Investors — and baseball fans — will be able to buy and sell shares of stock in the Atlanta Braves next year under an unusual plan unveiled Thursday by team owner Liberty Media.

Liberty, a publicly traded company with a range of media and entertainment assets, said it will create a tracking stock that will provide a way to invest in the Braves’ financial performance separate from the rest of the conglomerate.

The Colorado-based company will continue to control the Braves under the plan, but the new stock — expected to begin trading on the Nasdaq exchange in the first half of next year — will make the Braves one of the few sports franchises with publicly listed shares allowing for direct investment.

“It’s a Brave new world,” Liberty Media CEO Greg Maffei said in announcing the plan to investors.

The tracking stock, designated as the “Liberty Braves Group,” will include the Braves and the team’s interests in the new SunTrust Park and adjacent mixed-use development in Cobb County.

J.C. Bradbury, a sports economist at Kennesaw State University, said some investors could view the stock as a play on the real-estate project and others could see it as an extension of being a fan.

“Fans could say, ‘Hey, I own a piece of the Braves,’” Bradbury said.

Liberty said its current shareholders will get corresponding shares in the new Braves stock and two other tracking stocks also announced Thursday.

Liberty said it also plans to raise $200 million from a rights offering of additional Braves shares. That money will be used in large part to repay approximately $165 million borrowed by the Braves from Liberty for the stadium project, the company said.

Initial share prices haven’t been determined.

The Braves have been part of publicly traded companies for decades — first Turner Broadcasting, then Time Warner and since 2007 Liberty Media. But this will be the first time the Braves have been a stand-alone stock, meaning more extensive financial disclosures about the team will be made to Wall Street and the public.

Among the few publicly traded sports franchises are basketball’s New York Knicks and hockey’s New York Rangers, both part of Madison Square Garden Co., and English soccer powerhouse Manchester United. Shares of the Green Bay Packers have long been publicly owned, but those are not tradeable and fall more in the category of fan support than investment.

Shares in baseball’s Cleveland Indians, basketball’s Boston Celtics and hockey’s Florida Panthers have been publicly traded in the past, but no longer are.

Long-time Braves season-ticket holder John Shafer said he would be interested in buying shares in the team.

“This would really give me and others an opportunity to be a part of the Braves organization,” Shafer said. “You’re not going to have a voice or anything like that, but it would be fun more than anything else. My investment would probably be minimal, but I would welcome the opportunity.”

Liberty Media, controlled by legendary dealmaker John Malone, is well known in the investment world for its complex financial maneuvers.

In addition to the Braves stock, the company plans a tracking stock tied to its 60-percent ownership stake in satellite radio provider Sirius XM and another tied to its stakes in Live Nation Entertainment and other assets.
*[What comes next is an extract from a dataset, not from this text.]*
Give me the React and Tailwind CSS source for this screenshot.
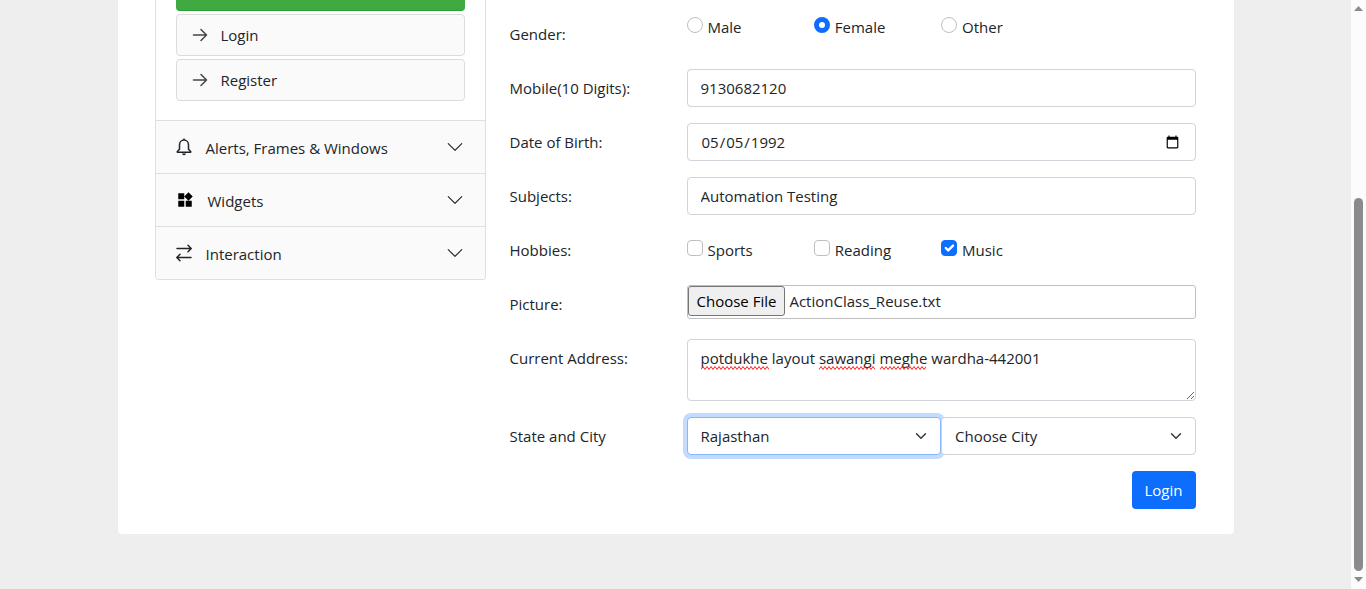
import { useEffect, useRef } from "react";
import { BsChevronDown } from "react-icons/bs";
import { MdWidgets } from "react-icons/md";

function ArrowRight() {
  return (
    <svg width="16" height="16" viewBox="0 0 16 16" fill="none" stroke="#444" strokeWidth="1.5" strokeLinecap="round" strokeLinejoin="round">
      <path d="M1.500 8h13M9 2.500 14.500 8 9 13.500" />
    </svg>
  );
}

function Bell() {
  return (
    <svg width="16" height="18" viewBox="0 0 16 18" fill="none" stroke="currentColor" strokeWidth="1.5" strokeLinejoin="round">
      <path d="M8 .5v1.500M1.300 14.200V13.500L3.500 11.300V6.800a4.500 4.800 0 0 1 9 0v4.500l2.200 2.200v.7Z" />
      <path d="M6 15.500h4a2 1.800 0 0 1-4 0Z" fill="currentColor" stroke="none" />
    </svg>
  );
}

function ArrowsSwap() {
  return (
    <svg width="16" height="18" viewBox="0 0 16 18" fill="none" stroke="currentColor" strokeWidth="1.5" strokeLinecap="round" strokeLinejoin="round">
      <path d="M1 4.500h14M12 1.300l3.200 3.200L12 7.700M15 13.500H1M4 10.300.8 13.500 4 16.700" />
    </svg>
  );
}

const links = ["Login", "Register"];
const sections = [
  { title: "Alerts, Frames & Windows", icon: <Bell /> },
  { title: "Widgets", icon: <MdWidgets className="size-[18px] text-black" /> },
  { title: "Interaction", icon: <ArrowsSwap /> },
];

function Sidebar() {
  return (
    <nav className="w-[331px] shrink-0 self-start overflow-hidden rounded-b border border-t-0 border-[#dfdfdf]">
      <ul className="flex flex-col gap-[3px] px-5 pb-[19px]">
        <li className="h-[11px] rounded-b border-b border-[#28a230] bg-[#41a942]" />
        {links.map((name) => (
          <li key={name}>
            <a
              href={"#" + name.toLowerCase()}
              className="flex h-[42px] items-center gap-[13px] rounded border border-[#dddbdc] bg-[#fafafa] px-[15px]"
            >
              <ArrowRight />
              {name}
            </a>
          </li>
        ))}
      </ul>
      {sections.map((s) => (
        <button
          key={s.title}
          type="button"
          className="flex h-[53px] w-full items-center gap-[14px] border-t border-[#dfdfdf] bg-[#fafafa] pl-5 pr-[21px] text-left"
        >
          {s.icon}
          <span className="flex-1 pt-[2px]">{s.title}</span>
          <BsChevronDown className="size-[18px]" />
        </button>
      ))}
    </nav>
  );
}

const control =
  "w-full rounded border border-[#ced4da] bg-white px-[13px] outline-none";
const row = "grid grid-cols-[177px_minmax(0,1fr)] items-start";
const labelText = "leading-[38px]";

function Row({ label, id, children }) {
  return (
    <div className={row}>
      <label htmlFor={id} className={labelText}>
        {label}
      </label>
      {children}
    </div>
  );
}

function Choices({ legend, type, name, options, selected, className }) {
  return (
    <div role="group" aria-labelledby={name + "-legend"} className={row}>
      <span id={name + "-legend"} className={labelText}>
        {legend}
      </span>
      <div className={"grid grid-cols-4 " + className}>
        {options.map((o) => (
          <label key={o} className="flex items-start gap-[5px] leading-6">
            <input
              type={type}
              name={name}
              defaultChecked={o === selected}
              className={
                type === "radio"
                  ? "mt-[2px] size-4 appearance-none rounded-full border border-[#bfbfbf] bg-white checked:border-[5px] checked:border-[#0d6efd]"
                  : "peer mt-[2px] size-4 appearance-none rounded border border-[#bfbfbf] bg-white checked:border-[#0d6efd] checked:bg-[#0d6efd]"
              }
            />
            {type === "checkbox" && (
              <svg
                viewBox="0 0 20 20"
                className="-ml-[21px] mt-[2px] hidden size-4 peer-checked:block"
                fill="none"
                stroke="#fff"
                strokeWidth="3"
                strokeLinecap="round"
                strokeLinejoin="round"
              >
                <path d="m6 10 3 3 6-6" />
              </svg>
            )}
            {o}
          </label>
        ))}
      </div>
    </div>
  );
}

function SelectBox({ id, label, value, className }) {
  return (
    <div className="relative flex-1">
      <select
        id={id}
        aria-label={label}
        className={"h-[38px] w-full appearance-none rounded border bg-white pl-[13px] pr-9 outline-none " + className}
      >
        <option>{value}</option>
      </select>
      <svg
        viewBox="0 0 16 16"
        className="pointer-events-none absolute right-[14px] top-[13px] size-3"
        fill="none"
        stroke="#343a40"
        strokeWidth="2"
        strokeLinecap="round"
        strokeLinejoin="round"
      >
        <path d="m2 5 6 6 6-6" />
      </svg>
    </div>
  );
}

function Squiggle({ className, width }) {
  let d = "M0 3.5";
  for (let x = 2, up = true; x <= width; x += 2, up = !up) d += `L${x} ${up ? 0.5 : 3.5}`;
  return (
    <svg
      aria-hidden="true"
      width={width}
      height="4"
      className={"pointer-events-none absolute top-[27px] " + className}
      fill="none"
      stroke="#f22"
    >
      <path d={d} />
    </svg>
  );
}

function RegistrationForm() {
  const file = useRef(null);
  useEffect(() => {
    const transfer = new DataTransfer();
    transfer.items.add(new File([""], "ActionClass_Reuse.txt"));
    file.current.files = transfer.files;
  }, []);

  return (
    <form className="flex min-w-0 flex-1 flex-col gap-4 pt-[15px]">
      <Choices legend="Gender:" type="radio" name="gender" options={["Male", "Female", "Other"]} selected="Female" className="" />
      <Row label="Mobile(10 Digits):" id="mobile">
        <input id="mobile" type="text" defaultValue="9130682120" className={control + " h-[38px]"} />
      </Row>
      <Row label="Date of Birth:" id="dob">
        <input id="dob" type="date" defaultValue="1992-05-05" className={control + " h-[38px]"} />
      </Row>
      <Row label="Subjects:" id="subjects">
        <input id="subjects" type="text" defaultValue="Automation Testing" className={control + " h-[38px]"} />
      </Row>
      <Choices legend="Hobbies:" type="checkbox" name="hobbies" options={["Sports", "Reading", "Music"]} selected="Music" className="pt-[7px]" />
      <Row label="Picture:" id="picture">
        <input
          ref={file}
          id="picture"
          type="file"
          className="h-[34px] w-full rounded-[3px] border border-[#bfbfbf] bg-white file:mr-1 file:h-[30px] file:rounded-[3px] file:border file:border-solid file:border-[#767676] file:bg-[#efefef] file:px-2 file:text-black"
        />
      </Row>
      <Row label="Current Address:" id="address">
        <div className="relative flex">
          <textarea
            id="address"
            spellCheck="false"
            defaultValue="potdukhe layout sawangi meghe wardha-442001"
            className={control + " h-[62px] py-[6px] leading-6"}
          />
          <Squiggle width={68} className="left-[14px]" />
          <Squiggle width={56} className="left-[132px]" />
          <Squiggle width={46} className="left-[193px]" />
        </div>
      </Row>
      <Row label="State and City" id="state">
        <div className="flex">
          <SelectBox
            id="state"
            label="State"
            value="Rajasthan"
            className="border-[#86b7fe] ring-4 ring-[#c2dbfe]"
          />
          <SelectBox id="city" label="City" value="Choose City" className="border-[#ced4da]" />
        </div>
      </Row>
      <button type="button" className="h-[38px] self-end rounded bg-[#0d6efd] px-[13px] text-white">
        Login
      </button>
    </form>
  );
}

function Scrollbar() {
  return (
    <div aria-hidden="true" className="flex w-[15px] shrink-0 flex-col items-center bg-[#fcfcfc] pb-[7px] pt-[6px]">
      <svg width="9" height="5" fill="#8b8b8b">
        <path d="M4.500 0 9 5H0Z" />
      </svg>
      <div className="flex-1" />
      <div className="h-[373px] w-[9px] rounded-full bg-[#8b8b8b]" />
      <svg width="9" height="5" fill="#8b8b8b" className="mt-[6px]">
        <path d="M0 0h9L4.500 5Z" />
      </svg>
    </div>
  );
}

export default function App() {
  return (
    <div className="flex min-h-screen bg-[#eee] font-['Open_Sans','Noto_Sans',sans-serif] text-[15px] leading-6 text-[#212529]">
      <div className="min-w-0 flex-1">
        <main className="mx-auto flex max-w-[1116px] gap-6 rounded-b bg-white pb-[25px] pl-[37px] pr-[38px]">
          <Sidebar />
          <RegistrationForm />
        </main>
      </div>
      <Scrollbar />
    </div>
  );
}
The plans are subject to approval by Liberty Media shareholders and other conditions.

The Braves declined to comment on its owner’s plans.

David Damiani, a partner at Atlanta-based independent investment advisory firm Balentine, said tracking stocks are relatively rare, but allow companies to try to “unlock unrecognized value within the organization.”

“This is a classic example of the parts being greater than a whole,” he said.

Damiani said his firm doesn’t recommend specific stocks, but as a sports fan he’s intrigued by Liberty Media’s move.

“This is probably more a novelty than a pure long-term investment,” he said.

But Malone, Liberty’s chairman, said the financial potential of the Braves’ stadium and mixed-use development project shouldn’t be overlooked.

“Let’s don’t underestimate that this is a pretty material real-estate asset that is attached, which could get larger,” Malone said.

Liberty suggested the Braves are worth more than the $1.15 billion recently estimated by Forbes.

“Valuing teams is not a simple process,” Maffei said. “The numbers have gone up substantially recently. … Traditionally they have been valued at certain multiples of revenue … and with our new stadium we’re going to substantially expand, we believe, the revenues we have as a team.”

Maffei said Liberty’s goal is to reduce the discount at which it believes its stock currently trades in relation to the value of underlying assets, as well as to provide greater investor choice and to raise capital in a targeted way.

A tracking stock isn’t quite a spinoff where a new publicly traded company is created, experts said. The stock is still joined with that of the parent company, which maintains operational control it wouldn’t have if it created a completely new public firm. But it allows investors to more closely follow the performance of the business unit separate from the overarching corporation.

A company also would take a tax hit in spinning off a company that it wouldn’t incur by creating a tracking stock.